Alert rule: CephMgrPrometheusModuleInactive

Please consider opening a PR to improve this runbook if you gain new information about causes of the alert, or how to debug or resolve the alert. Click "Edit this Page" in the top right corner to create a PR directly on GitHub.

Overview

The MGR/Prometheus module is unreachable. This could mean that the module has been disabled or the MGR itself is down. Without the MGR/Prometheus module metrics and alerts will no longer function.

Steps for debugging

Check if the MGR is active

Check if the MGR shows as active.

$ ceph_cluster_ns=syn-rook-ceph-cluster
$ kubectl -n ${ceph_cluster_ns} exec -it deploy/rook-ceph-tools -- ceph status
  cluster:
    id:     92716509-0f84-4739-8d04-541d2e7c3e66
    health: HEALTH_WARN (1)
            [ ... detailed information ... ] (2)
            [ ... detailed information ... ] (2)
            [ ... detailed information ... ] (2)

[ ... remaining output omitted ... ]

1	General cluster health status
2	One or more lines of information giving details why the cluster state is degraded.

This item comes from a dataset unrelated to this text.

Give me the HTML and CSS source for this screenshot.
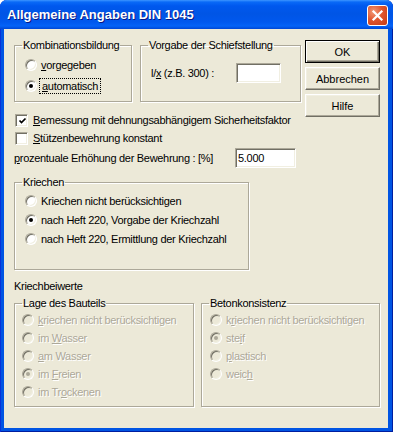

Only available if the cluster health isn’t `HEALTH_OK`.

Check Ceph crash logs

$ ceph_cluster_ns=syn-rook-ceph-cluster
$ kubectl -n "${ceph_cluster_ns}" exec -it deploy/rook-ceph-tools -- ceph crash ls (1)
[ ... list of crash logs ... ]
$ kubectl -n "${ceph_cluster_ns}" exec -it deploy/rook-ceph-tools -- \
      ceph crash info <CRASH_ID> (2)
[ ... detailed crash info ... ]

1	List currently not archived crash logs
2	Show detailed information of crash log with id `<CRASH_ID>`

Archive Ceph crash logs

$ ceph_cluster_ns=syn-rook-ceph-cluster
$ kubectl -n "${ceph_cluster_ns}" exec -it deploy/rook-ceph-tools -- \
      ceph crash archive-all (1)
$ kubectl -n "${ceph_cluster_ns}" exec -it deploy/rook-ceph-tools -- \
      ceph crash archive <CRASH_ID> (2)

1	Archive all currently not archived crash logs
2	Archive crash log with id `<CRASH_ID>`

Activate the MGR/Prometheus module

# Check if the module is enabled
$ ceph_cluster_ns=syn-rook-ceph-cluster
$ kubectl -n ${ceph_cluster_ns} exec -it deploy/rook-ceph-tools -- ceph mgr module ls | jq '.enabled_modules'
# Enable the module
$ kubectl -n ${ceph_cluster_ns} exec -it deploy/rook-ceph-tools -- ceph mgr module enable prometheus

Check that Prometheus can scrape the MGR pod

If the kubectl exec command in the snippet below hangs or otherwise fails, check:

Node to node firewall rules, since we’re running Ceph in host network mode
Network policies between the Prometheus namespace and the Ceph cluster namespace

$ ceph_cluster_ns=syn-rook-ceph-cluster
$ mgr_ip=$(kubectl -n "${ceph_cluster_ns}" get pods -l app=rook-ceph-mgr \
      -o jsonpath='{.items[0].status.podIP}')
$ monitoring_ns=openshift-monitoring (1)
$ prometheus_pod=$(kubectl -n ${monitoring_ns} get pods -l app=prometheus \
      -o jsonpath='{.items[0].metadata.name}')
$ kubectl -n "${monitoring_ns}" exec -it "${prometheus_pod}" -- \
      curl "http://${mgr_ip}:9283/metrics"
[ ... metrics output omitted ... ]

1	Replace the namespace depending on your K8s distribution